Pese a todos los intentos del Estado por evitar los disturbios, estos desbordaron por completo a la policía, adquiriendo un protagonismo mayor que la propia cumbre. Las revueltas mandaron un mensaje: no se puede celebrar un encuentro del G20 sin que haya problemas, no se va a permitir que los dueños del mundo se reúnan para asegurar la continuidad de un sistema injusto y criminal que atenta contra la vida de las personas y del planeta.
Los grandes medios de comunicación afines al poder han intentado generar un discurso de rechazo a las protestas, centrado en la violencia, que separe a los manifestantes en buenos y malos, o directamente criminalice la totalidad de las movilizaciones caracterizándolas de extremistas, irracionales, violentas o peligrosas. En esta línea, hace pocos días el ministro del Interior alemán, Thomas de Maiziere, equiparaba a los manifestantes con “terroristas islamistas”.
Estos discursos que acusan de violentos a los manifestantes parecen estar ciegos hacia la violencia sistemática infinitamente más brutal que supone el capitalismo.

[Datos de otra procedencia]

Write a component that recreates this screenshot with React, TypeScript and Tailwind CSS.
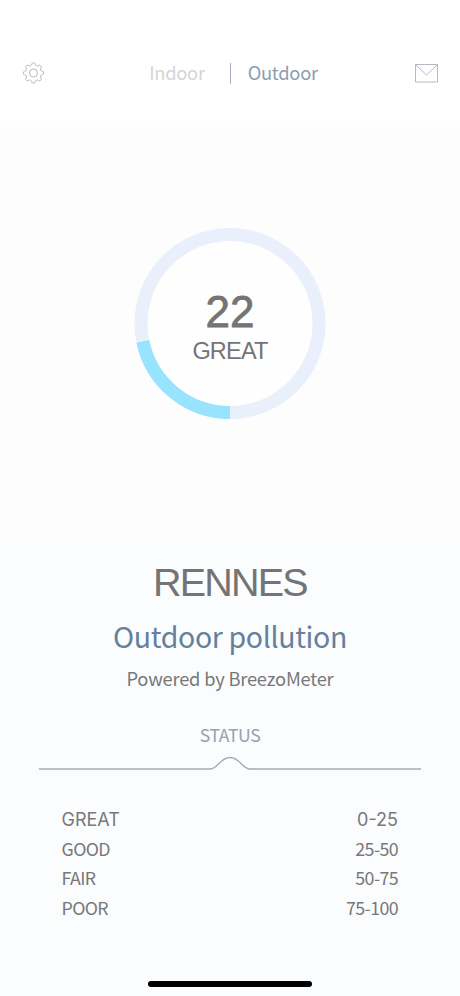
import React from 'react';

const LEVELS = [
    { name: 'GREAT', range: '0-25' },
    { name: 'GOOD', range: '25-50' },
    { name: 'FAIR', range: '50-75' },
    { name: 'POOR', range: '75-100' },
];

const SCORE = 22;
const RADIUS = 89;
const LENGTH = 2 * Math.PI * RADIUS;

// Gear outline: eight rounded teeth joined by concave arcs
const gearPath = () => {
    const point = (r: number, deg: number) => {
        const a = (deg * Math.PI) / 180;
        return `${(10.5 + r * Math.cos(a)).toFixed(2)} ${(11 + r * Math.sin(a)).toFixed(2)}`;
    };
    let d = '';
    for (let i = 0; i < 8; i++) {
        const a = i * 45;
        d += `${i === 0 ? 'M' : 'L'}${point(9.2, a - 10)}`;
        d += `Q${point(10.5, a - 8)} ${point(10.2, a)}`;
        d += `Q${point(10.5, a + 8)} ${point(9.2, a + 10)}`;
        d += `C${point(7.5, a + 13)} ${point(7.5, a + 32)} ${point(9.2, a + 35)}`;
    }
    return d + 'Z';
};

const Header = () => (
    <header className="flex h-[127px] items-start justify-between bg-white pt-[62px] pl-[23px] pr-[22px]">
        <button className="w-[22px]">
            <svg width="22" height="22" viewBox="0 0 22 22" fill="none" stroke="#b3bac3" strokeWidth="1">
                <path d={gearPath()} />
                <circle cx="10.5" cy="11" r="4" />
            </svg>
        </button>
        <nav className="flex h-[22px] items-center pl-[8px] text-[18.3px] leading-[22px] tracking-[-0.25px]">
            <button className="-mt-[2px] w-[80.5px] text-left text-[#d3d5d7]">Indoor</button>
            <span className="h-[21px] w-px bg-[#a3adb8]" />
            <button className="-mt-[2px] ml-[17px] text-[#8c9dae]">Outdoor</button>
        </nav>
        <button className="w-[24px]">
            <svg width="24" height="22" viewBox="0 0 24 22" fill="none" stroke="#b3bac3" strokeWidth="1">
                <path d="M1.5 2.5h22v17.5h-22zM1.5 2.5l11 10.5 11-10.5" />
            </svg>
        </button>
    </header>
);

const Gauge = () => (
    <div className="relative mx-auto mt-[100px] h-[192px] w-[192px]">
        <svg width="192" height="192" viewBox="0 0 192 192" fill="none" strokeWidth="13">
            <circle cx="96" cy="96.5" r={RADIUS} fill="#fefefe" stroke="#e9effb" />
            <circle
                cx="96"
                cy="96.5"
                r={RADIUS}
                stroke="#98e3fd"
                strokeDasharray={`${(LENGTH * SCORE) / 100 - 1.5} ${LENGTH}`}
                transform="rotate(90 96 96.5)"
            />
        </svg>
        <div className="absolute inset-0 flex flex-col items-center pt-[63px] font-['Liberation_Sans',sans-serif] text-[#747474]">
            <span className="text-[44px] leading-[44px] [-webkit-text-stroke:0.8px_#747474]">{SCORE}</span>
            <span className="mt-[4px] text-[23.5px] leading-[26px] tracking-[-0.8px]">GREAT</span>
        </div>
    </div>
);

const App = () => {
    return (
        <div className="flex h-[996px] w-[460px] flex-col overflow-hidden bg-linear-to-b from-[#fdfdfd] from-50% to-[#fafcfe] to-60% font-['Noto_Sans_CJK_SC',sans-serif]">
            <Header />
            <Gauge />

            <section className="mt-[139px] flex flex-col items-center">
                <h1 className="font-['Liberation_Sans',sans-serif] text-[39.5px] leading-[48px] tracking-[-1.8px] text-[#747474]">RENNES</h1>
                <h2 className="mt-[10px] text-[28.5px] leading-[40px] tracking-[-0.35px] text-[#64809c]">Outdoor pollution</h2>
                <p className="mt-[8px] text-[18.3px] leading-[28px] tracking-[-0.2px] text-[#787878]">Powered by BreezoMeter</p>
            </section>

            <section className="mt-[31px] flex flex-col items-center">
                <h3 className="text-[17.6px] leading-[24px] tracking-[-0.4px] text-[#98a2ac]">STATUS</h3>
                <svg className="mt-[8px]" width="382" height="16" viewBox="0 0 382 16" fill="none" stroke="#a5acb2" strokeWidth="1.3">
                    <path d="M0 14H171C179 14 181 2.5 191 2.5S203 14 211 14H382" />
                </svg>
            </section>

            <ul className="mt-[34px] pl-[61.5px] pr-[62px] text-[17.8px] leading-[29.6px] tracking-[-0.6px] text-[#787878]">
                {LEVELS.map((level, i) => (
                    <li
                        key={level.name}
                        className={`flex justify-between ${i === 0 ? "-mb-px font-['Inter',sans-serif] text-[18px] tracking-normal" : ''}`}
                    >
                        <span>{level.name}</span>
                        <span>{level.range}</span>
                    </li>
                ))}
            </ul>

            {/* Home indicator */}
            <div className="mx-auto mt-auto mb-[9px] h-[6px] w-[164px] rounded-full bg-black" />
        </div>
    );
};

export default App;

Y es que lo que realmente se pretende con esta estrategia es convertir a los manifestantes y sus protestas en algo ajeno a la gente común. Definir a las personas que protestan como extraños, como Otros, hace imposible toda comunicación y corta así toda la potencia de los movimientos transformadores.
Cómo ha sido leído el G20 y sus protestas por la mayoría de la gente es algo que todavía no está claro. Dependerá, como cualquier otro acto político contrario al sistema, de la batalla entre los intentos del poder de convertirlo en algo ajeno e ininteligible y los esfuerzos de la izquierda de llevarlo al terreno de la normalidad. Por ello, es fundamental que el movimiento anticapitalista siga un discurso y una praxis que puedan ser entendidos. Esto no quiere decir que haya que reducir la radicalidad de nuestros objetivos (radical, del latin radicalis: relativo a la raíz, a la causa profunda y última), sino que es necesario hacer lo posible porque esos objetivos se entiendan, acercándose a la gente, hablando de forma clara y abierta, de igual a igual y de forma no intimidatoria.
Las protestas del G20, además, han tenido una gran relevancia internacional y han supuesto el encuentro entre las luchas anticapitalistas de distintos territorios, ayudando a generar un discurso y un lenguaje común. Sin embargo, no hay que olvidar que el trabajo militante fundamental no está en este tipo de eventos, sino en el quehacer cotidiano, en la militancia del día a día que paso a paso construye las condiciones favorables para la revolución, que poco a poco acerca un poco más el mundo que queremos. Este trabajo, aunque mucho menos visible que los disturbios que han llenado estos días portadas y telediarios, es la verdadera tarea que aquellos que queremos transformar el mundo debemos realizar.